Auch hierbei sollten die einzelnen Teams wieder ins Boot geholt werden. Als erstes bieten sich hier beispielsweise nämlich

  • die Einbindung des vorhandenen ERP (Enterprise Ressource Planning),
  • die Aktivierung eines gelebten Shopfloor-Managements und
  • die Konzeptionierung eines effizienten „Preventive Maintenance“ für einen reibungslosen Produktionsbetriebes an.

Darüber hinaus gibt es viele weitere Use Cases, die bei Industrie 4.0-Projekten schon erfolgreich umgesetzt wurden.

Vorteile lassen sich in fast allen Unternehmensteilen aus digitalen Arbeitsabläufen ziehen – angefangen beim Einkauf über die Konstruktion, die Produktion, den Vertrieb bis hin zum Service.

Es können auch Produktionsmaschinen in den Prozessen mit betrachtet werden: Selbst „ältere Maschinen“ können durch ein Retrofitting integriert werden.

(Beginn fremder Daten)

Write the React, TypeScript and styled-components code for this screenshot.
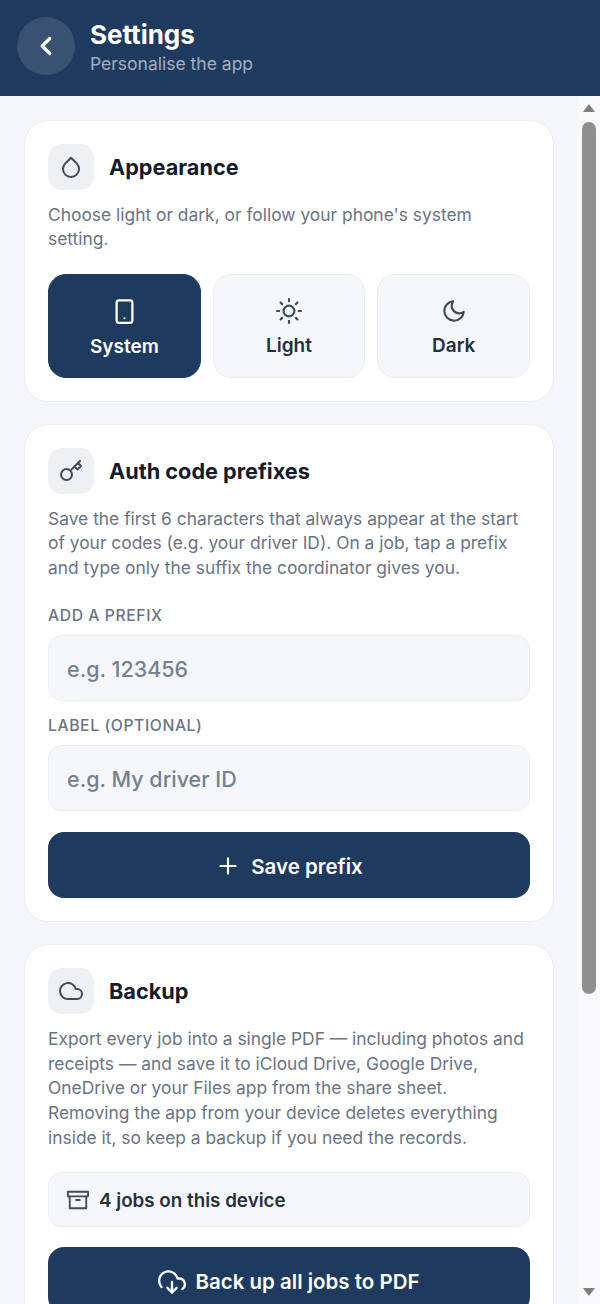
import React from "react";
import styled, { createGlobalStyle } from "styled-components";
import { FiChevronLeft, FiDroplet, FiSmartphone, FiSun, FiMoon, FiKey, FiPlus, FiCloud, FiArchive, FiDownloadCloud } from "react-icons/fi";

const Global = createGlobalStyle`
  html, body { margin: 0; padding: 0; height: 100%; overflow: hidden; }
  #root { height: 100%; }
  * { box-sizing: border-box; }
  body { font-family: Inter, "Liberation Sans", sans-serif; background: #f4f6fa; }
`;
const Screen = styled.div`height: 1304px; display: flex; flex-direction: column;`;
const Header = styled.header`
  height: 96px; flex: none; background: #1e3a5f; display: flex; align-items: center; gap: 15px; padding: 0 17px 4px;
`;
const BackButton = styled.button`
  width: 58px; height: 58px; border-radius: 50%; border: 0; padding: 0; background: rgba(255,255,255,.12); color: #fff;
  display: flex; align-items: center; justify-content: center;
`;
const HeaderText = styled.div`display: flex; flex-direction: column; gap: 1px; padding-top: 2px;`;
const HeaderTitle = styled.h1`margin: 0; font-size: 26px; line-height: 32px; font-weight: 700; color: #fff;`;
const HeaderSub = styled.div`font-size: 17.5px; line-height: 24px; color: rgba(255,255,255,.6);`;
const Body = styled.div`flex: 1; min-height: 0; display: flex;`;
const Scroller = styled.main`
  flex: 1; min-width: 0; overflow: hidden; padding: 24px 23px 24px 24px; display: flex; flex-direction: column; gap: 22px;
`;
const Rail = styled.div`
  flex: none; width: 23px; background: #f9f9fb; display: flex; flex-direction: column; align-items: center; padding: 8px 0;
`;
const ArrowUp = styled.div`
  width: 0; height: 0; border-left: 6.5px solid transparent; border-right: 6.5px solid transparent; border-bottom: 8px solid #808080;
`;
const ArrowDown = styled(ArrowUp)`
  border-bottom: 0; border-top: 8px solid #808080; margin-top: auto;
`;
const Thumb = styled.div`
  width: 14px; height: 872px; margin-top: 10px; border-radius: 7px; background: #8f8f8f;
`;
const Card = styled.section`
  flex: none; background: #fff; border: 1px solid #eaedf2; border-radius: 24px; padding: 23px;
`;
const CardHead = styled.div`display: flex; align-items: center; gap: 15px; margin-bottom: 12.5px;`;
const IconBox = styled.div`
  width: 46px; height: 46px; border-radius: 14px; background: #eef0f4; color: #3f4a5c;
  display: flex; align-items: center; justify-content: center;
`;
const CardTitle = styled.h2`margin: 0; font-size: 21.7px; font-weight: 700; color: #141b2b;`;
const Desc = styled.p`margin: 0; font-size: 17.4px; line-height: 24.75px; color: #6b7483;`;
const Options = styled.div`display: grid; grid-template-columns: repeat(3, 1fr); gap: 12px; margin-top: 22px;`;
const Option = styled.button<{ $active?: boolean }>`
  height: 104px; border-radius: 18px; padding: 3px 0 0; font: 600 19px Inter, sans-serif;
  border: 1px solid ${p => (p.$active ? "#1e3a5f" : "#eaedf2")};
  background: ${p => (p.$active ? "#1e3a5f" : "#f5f7fa")};
  color: ${p => (p.$active ? "#fff" : "#272f3d")};
  display: flex; flex-direction: column; align-items: center; justify-content: center; gap: 10px;
  svg { color: ${p => (p.$active ? "#fff" : "#3f4a5c")}; }
`;
const Label = styled.label`
  display: block; margin: 26.5px 0 10px; font-size: 15.7px; line-height: 18px; font-weight: 500; letter-spacing: .6px; color: #6b7483; text-transform: uppercase;
`;
const CompactLabel = styled(Label)`margin-top: 16px;`;
const Input = styled.input`
  display: block; width: 100%; height: 66px; border-radius: 14px; border: 1px solid #eaedf2; background: #f5f7fa; padding: 2px 18px 0;
  font: 500 21.5px Inter, sans-serif; outline: 0;
  &::placeholder { color: #75808f; opacity: 1; }
`;
const PrimaryButton = styled.button`
  width: 100%; height: 66px; border: 0; border-radius: 16px; background: #1e3a5f; color: #fff; margin-top: 21px; padding: 2px 0 0;
  font: 600 20.5px Inter, sans-serif; display: flex; align-items: center; justify-content: center; gap: 10px;
`;
const CountRow = styled.div`
  height: 55px; margin-top: 21px; border: 1px solid #eaedf2; border-radius: 14px; background: #f5f7fa; padding: 2px 18px 0;
  display: flex; align-items: center; gap: 10px; font-size: 18.8px; font-weight: 600; color: #272f3d;
  svg { color: #3f4a5c; }
`;
const BackupButton = styled(PrimaryButton)`margin-top: 20px; gap: 9px; padding-top: 4px;`;

export default function App() {
  return (
    <Screen>
      <Global />
      <Header>
        <BackButton aria-label="Back"><FiChevronLeft size={30} strokeWidth={2.6} /></BackButton>
        <HeaderText>
          <HeaderTitle>Settings</HeaderTitle>
          <HeaderSub>Personalise the app</HeaderSub>
        </HeaderText>
      </Header>
      <Body>
        <Scroller>
          <Card>
            <CardHead><IconBox><FiDroplet size={24} /></IconBox><CardTitle>Appearance</CardTitle></CardHead>
            <Desc>Choose light or dark, or follow your phone's system setting.</Desc>
            <Options>
              <Option $active><FiSmartphone size={27} />System</Option>
              <Option><FiSun size={26} />Light</Option>
              <Option><FiMoon size={26} />Dark</Option>
            </Options>
          </Card>
          <Card>
            <CardHead><IconBox><FiKey size={24} /></IconBox><CardTitle>Auth code prefixes</CardTitle></CardHead>
            <Desc>Save the first 6 characters that always appear at the start of your codes (e.g. your driver ID). On a job, tap a prefix and type only the suffix the coordinator gives you.</Desc>
            <Label>Add a prefix</Label>
            <Input placeholder="e.g. 123456" />
            <CompactLabel>Label (optional)</CompactLabel>
            <Input placeholder="e.g. My driver ID" />
            <PrimaryButton><FiPlus size={26} />Save prefix</PrimaryButton>
          </Card>
          <Card>
            <CardHead><IconBox><FiCloud size={24} /></IconBox><CardTitle>Backup</CardTitle></CardHead>
            <Desc>Export every job into a single PDF — including photos and receipts — and save it to iCloud Drive, Google Drive, OneDrive or your Files app from the share sheet. Removing the app from your device deletes everything inside it, so keep a backup if you need the records.</Desc>
            <CountRow><FiArchive size={22} />4 jobs on this device</CountRow>
            <BackupButton><FiDownloadCloud size={28} />Back up all jobs to PDF</BackupButton>
          </Card>
        </Scroller>
        <Rail aria-hidden="true">
          <ArrowUp />
          <Thumb />
          <ArrowDown />
        </Rail>
      </Body>
    </Screen>
  );
}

Fazit: Einbindung von Mitarbeitern in allen Phasen essenziell

Mit der digitalen Transformation von Geschäftsprozessen werden mittelständische Industrieunternehmen flexibler, effizienter und entscheidungssicherer. Damit wird ein neues Zusammengehörigkeitsgefühl im Leadership und der Unternehmensführung und den beteiligten Mitarbeitern geschaffen werden.

Damit das gelingt, ist es meiner Erfahrung nach entscheidend, in allen Phasen des Transformationsprozesses „Digitalisierung“ stets die bedteiligten Mitarbeitenden ins Boot zu holen und einzubinden. Denn

  • Geschäftsprozesse lassen sich im Rahmen der IST-Prozessmodulation nur mit dem Fachwissen und Erfahrungen der beteiligten Mitarbeiter systematisch und detailliert aufnehmen.
  • Einzelne Teams können ihre Prozesse mit den passenden Tools kollaborativ dokumentieren und so für die spätere Digitalisierung vorbereiten.
  • Dabei ergeben sich erste Hinweise auf mögliche Optimierungen.
  • Die Einbindung der Mitarbeiter ist schließlich auch bei der eigentlichen Digitalisierung unverzichtbar, um die neuen Arbeitsabläufe mit Leben zu füllen.

Diese nun begonnenen Veränderungsprozesse dürfen nie aufgehalten werden; denn die Möglichkeiten werden sich in der Zukunft exponentiell erweitern. Augen und Sinne auf!